As a child I thought Button B in a public telephone box was a neat idea. After all, it held out a possibility of unexpected riches, which is why I always pressed it when I passed the box, in exactly the same way as I tried the handle of the chewing gum machine – just in case some individual had a brain so addled by constant chewing that he had put in the money, but forgotten to perform the simple mechanics required to issue the gum.
In fact, to the best of my recollection neither of these procedures ever yielded me anything. Certainly, when real money was required, one was much better off trawling the local ditches for discarded lemonade bottles which, however stagnant the water from which they had been rescued, would be redeemed for hard cash at the local shop, as surely as if they bore an endorsement from the Chief Cashier of the Bank of England saying “I promise to pay the bearer on demand the sum of tuppence.” The bounty on Colorado beetles was beyond the dreams of avarice, but I never realistically expected to find them.
Nevertheless, in spite of failure regularly experienced, I continued to try Button B, since though I personally may never have gained money from it, I always knew someone who said they had; and very recently; and in precisely that telephone box.

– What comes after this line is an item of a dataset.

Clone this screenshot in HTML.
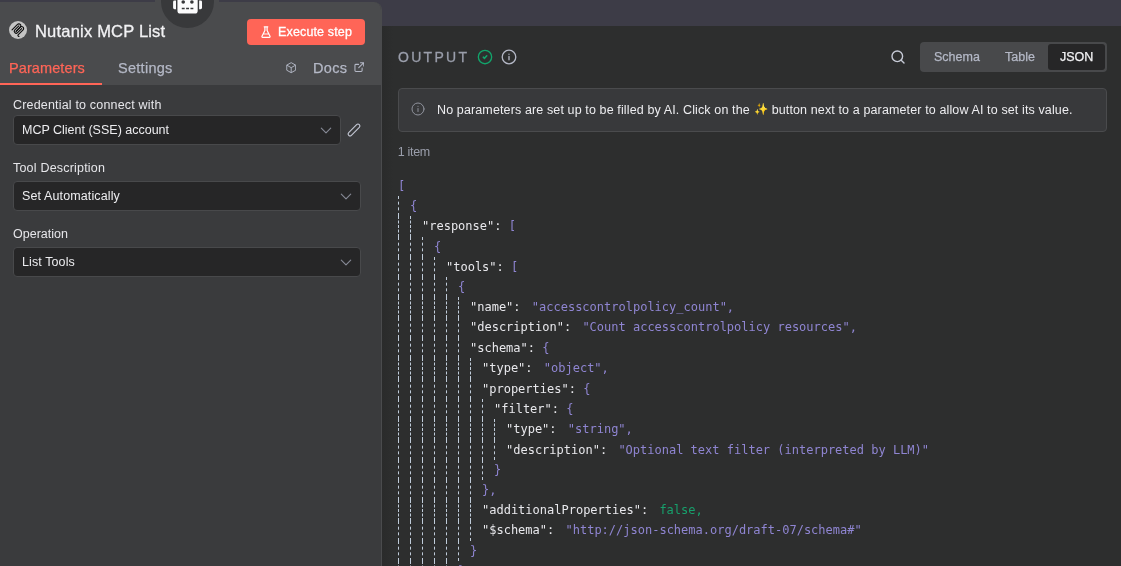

For younger readers who will have no notion of what the preceding means, I should say that Button B was the equivalent of the Returned Coins button on a modern vending machine. Whilst it is now as redundant as the word ‘tuppence’ which my word processor continues to underline in the hope that I will change it to ‘sapience’, it once performed a vital function. Should you chance to ring a number that was engaged, pressing Button B returned to you the fourpence (the word processor doesn’t even acknowledge that: I am tempted to annoy it even more by using ‘fuppence’!) that you had inserted to pay for your call.
And that is why as an adult I still believe that Button B was a neat idea. Imagine it. You ring a company all of whose employees (few firms would have known what to do with an operative) were busy with other calls. And you wasted no time – you knew immediately that there was no chance you would get through. No one played Vivaldi on a Stylophone. No one told you that you were in a queue without the information you get from seeing a real queue: that there are eight people in front of you, and the one three places ahead looks like the type that will take half an hour. No one lied that your call was important to them. You did not feel the need to scream at a disembodied voice that if they valued calls so much, why didn’t they hire some extra operatives?
Above all you hadn’t wasted goodness knows how much money hanging on through all this prevarication. And what is more you could prove to yourself that you hadn’t, because just a little push of Button B and there in your hand would be the actual four coins, totally unspent.
And should you forget to do so, at least the next passing schoolchild would be happy.